• **TASK TO COMPLETE**: Return exactly the lines from the one bearing "Convert this screenshot" through the last, and no others. Pictures must be left out.

BEGIN TASK MATERIAL

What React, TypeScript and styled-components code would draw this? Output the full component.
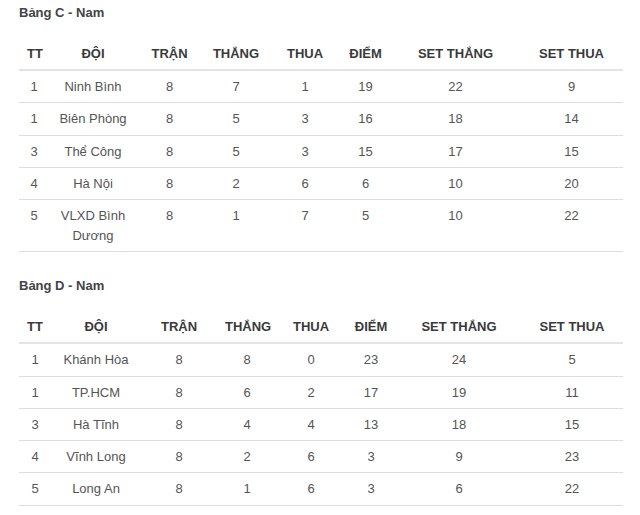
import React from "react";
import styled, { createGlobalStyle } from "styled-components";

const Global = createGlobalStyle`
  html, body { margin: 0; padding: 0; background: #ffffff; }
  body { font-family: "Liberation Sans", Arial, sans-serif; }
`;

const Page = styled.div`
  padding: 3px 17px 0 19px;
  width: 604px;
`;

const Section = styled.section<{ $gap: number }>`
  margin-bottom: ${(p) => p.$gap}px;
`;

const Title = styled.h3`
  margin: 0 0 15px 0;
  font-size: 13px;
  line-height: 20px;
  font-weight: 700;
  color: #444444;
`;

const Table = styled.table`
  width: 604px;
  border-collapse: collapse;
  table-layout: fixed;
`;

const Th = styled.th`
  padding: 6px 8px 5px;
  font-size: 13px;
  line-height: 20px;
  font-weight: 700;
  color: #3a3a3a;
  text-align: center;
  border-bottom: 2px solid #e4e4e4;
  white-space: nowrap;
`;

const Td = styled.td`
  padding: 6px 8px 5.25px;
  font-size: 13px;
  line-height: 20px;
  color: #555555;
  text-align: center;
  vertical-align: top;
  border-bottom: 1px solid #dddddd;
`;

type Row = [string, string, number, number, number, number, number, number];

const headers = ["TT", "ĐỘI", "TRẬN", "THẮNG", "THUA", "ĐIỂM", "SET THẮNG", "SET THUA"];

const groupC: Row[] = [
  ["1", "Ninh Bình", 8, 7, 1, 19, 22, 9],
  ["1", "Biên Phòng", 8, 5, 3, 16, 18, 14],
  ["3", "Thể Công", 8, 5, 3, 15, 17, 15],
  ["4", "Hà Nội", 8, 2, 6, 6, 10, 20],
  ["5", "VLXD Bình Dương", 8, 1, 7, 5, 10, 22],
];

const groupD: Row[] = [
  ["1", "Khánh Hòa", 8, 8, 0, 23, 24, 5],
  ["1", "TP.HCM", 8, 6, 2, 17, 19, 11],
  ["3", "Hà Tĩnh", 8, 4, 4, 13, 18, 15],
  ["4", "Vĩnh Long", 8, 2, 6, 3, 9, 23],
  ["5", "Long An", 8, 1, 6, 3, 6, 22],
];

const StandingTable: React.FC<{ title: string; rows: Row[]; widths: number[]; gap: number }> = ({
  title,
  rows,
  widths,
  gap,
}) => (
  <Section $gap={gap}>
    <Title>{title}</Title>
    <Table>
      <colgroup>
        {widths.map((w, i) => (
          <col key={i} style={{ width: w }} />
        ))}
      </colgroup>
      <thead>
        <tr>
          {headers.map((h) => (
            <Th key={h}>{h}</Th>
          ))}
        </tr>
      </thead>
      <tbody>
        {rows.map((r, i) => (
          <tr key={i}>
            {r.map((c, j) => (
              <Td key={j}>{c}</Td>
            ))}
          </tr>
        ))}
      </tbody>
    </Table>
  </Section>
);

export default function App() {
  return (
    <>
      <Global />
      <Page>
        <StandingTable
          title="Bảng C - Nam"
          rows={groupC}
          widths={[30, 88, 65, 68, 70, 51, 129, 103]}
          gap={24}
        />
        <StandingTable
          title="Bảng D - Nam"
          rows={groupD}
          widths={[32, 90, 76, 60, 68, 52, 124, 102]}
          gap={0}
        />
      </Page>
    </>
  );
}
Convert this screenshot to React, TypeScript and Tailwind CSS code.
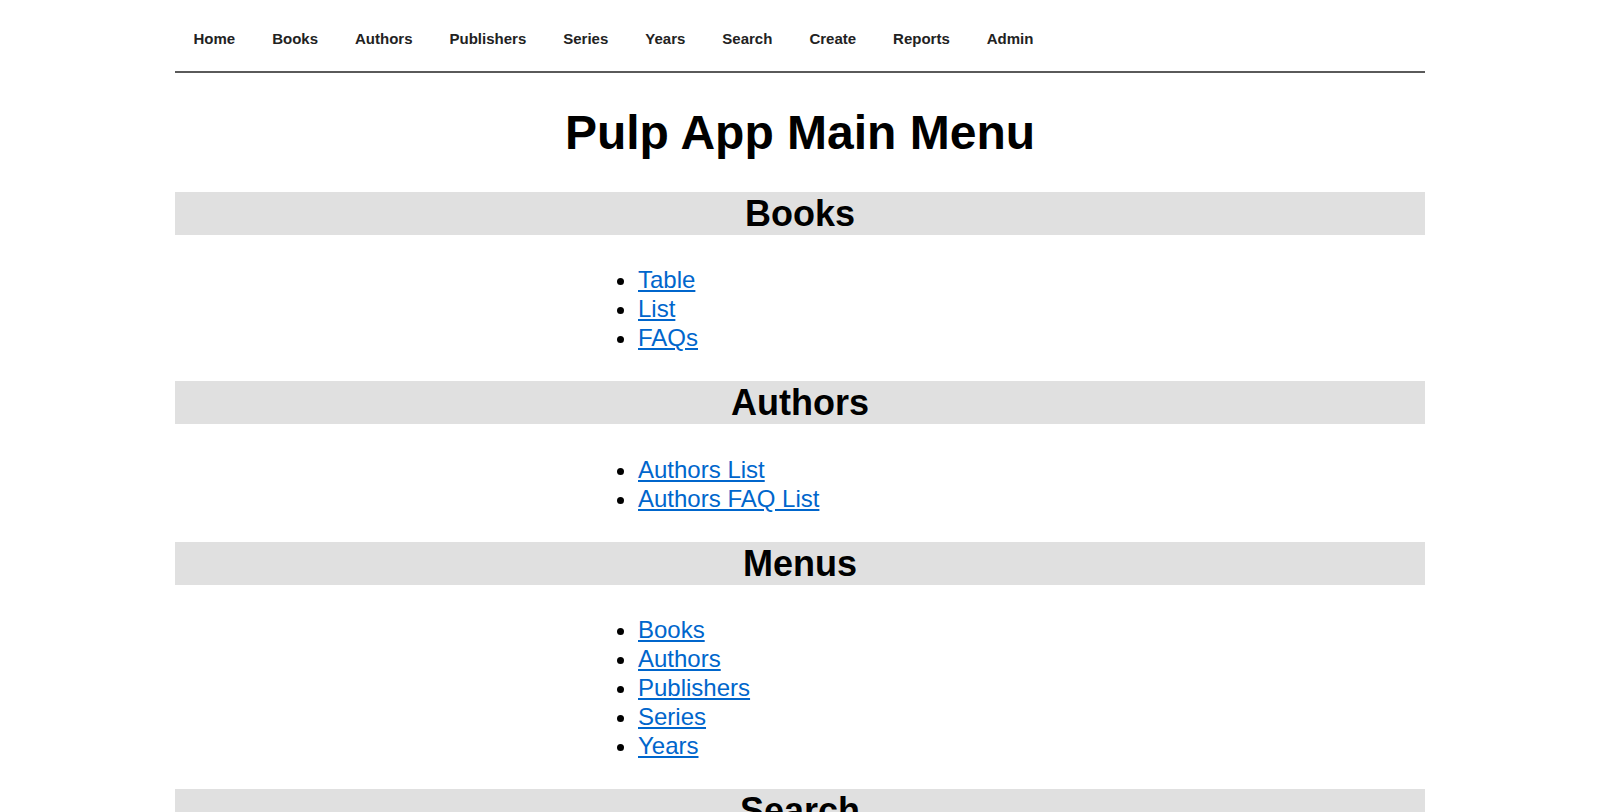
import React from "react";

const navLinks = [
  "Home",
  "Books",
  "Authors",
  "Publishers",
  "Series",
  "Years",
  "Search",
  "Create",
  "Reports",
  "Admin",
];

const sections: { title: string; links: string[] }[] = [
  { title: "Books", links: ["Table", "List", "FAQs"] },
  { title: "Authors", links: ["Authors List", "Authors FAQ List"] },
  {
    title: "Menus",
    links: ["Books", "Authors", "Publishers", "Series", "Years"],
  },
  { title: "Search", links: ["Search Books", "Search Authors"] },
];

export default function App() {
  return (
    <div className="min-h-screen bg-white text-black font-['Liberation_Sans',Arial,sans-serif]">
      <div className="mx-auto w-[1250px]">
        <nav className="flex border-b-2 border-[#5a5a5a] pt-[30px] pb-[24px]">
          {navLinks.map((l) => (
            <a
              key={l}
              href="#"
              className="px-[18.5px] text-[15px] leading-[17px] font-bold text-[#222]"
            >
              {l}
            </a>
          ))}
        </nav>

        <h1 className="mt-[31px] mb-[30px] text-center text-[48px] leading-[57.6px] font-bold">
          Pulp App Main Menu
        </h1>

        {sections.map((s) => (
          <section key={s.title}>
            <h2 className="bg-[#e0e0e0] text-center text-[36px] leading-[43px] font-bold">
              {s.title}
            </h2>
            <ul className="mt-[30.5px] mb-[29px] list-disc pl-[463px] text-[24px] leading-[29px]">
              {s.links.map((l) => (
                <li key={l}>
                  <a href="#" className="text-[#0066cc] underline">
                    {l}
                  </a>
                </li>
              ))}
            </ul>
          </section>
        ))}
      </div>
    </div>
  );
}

END TASK MATERIAL

• **THE COMPLETED TASK**:
Convert this screenshot to React, TypeScript and Tailwind CSS code.
import React from "react";

const navLinks = [
  "Home",
  "Books",
  "Authors",
  "Publishers",
  "Series",
  "Years",
  "Search",
  "Create",
  "Reports",
  "Admin",
];

const sections: { title: string; links: string[] }[] = [
  { title: "Books", links: ["Table", "List", "FAQs"] },
  { title: "Authors", links: ["Authors List", "Authors FAQ List"] },
  {
    title: "Menus",
    links: ["Books", "Authors", "Publishers", "Series", "Years"],
  },
  { title: "Search", links: ["Search Books", "Search Authors"] },
];

export default function App() {
  return (
    <div className="min-h-screen bg-white text-black font-['Liberation_Sans',Arial,sans-serif]">
      <div className="mx-auto w-[1250px]">
        <nav className="flex border-b-2 border-[#5a5a5a] pt-[30px] pb-[24px]">
          {navLinks.map((l) => (
            <a
              key={l}
              href="#"
              className="px-[18.5px] text-[15px] leading-[17px] font-bold text-[#222]"
            >
              {l}
            </a>
          ))}
        </nav>

        <h1 className="mt-[31px] mb-[30px] text-center text-[48px] leading-[57.6px] font-bold">
          Pulp App Main Menu
        </h1>

        {sections.map((s) => (
          <section key={s.title}>
            <h2 className="bg-[#e0e0e0] text-center text-[36px] leading-[43px] font-bold">
              {s.title}
            </h2>
            <ul className="mt-[30.5px] mb-[29px] list-disc pl-[463px] text-[24px] leading-[29px]">
              {s.links.map((l) => (
                <li key={l}>
                  <a href="#" className="text-[#0066cc] underline">
                    {l}
                  </a>
                </li>
              ))}
            </ul>
          </section>
        ))}
      </div>
    </div>
  );
}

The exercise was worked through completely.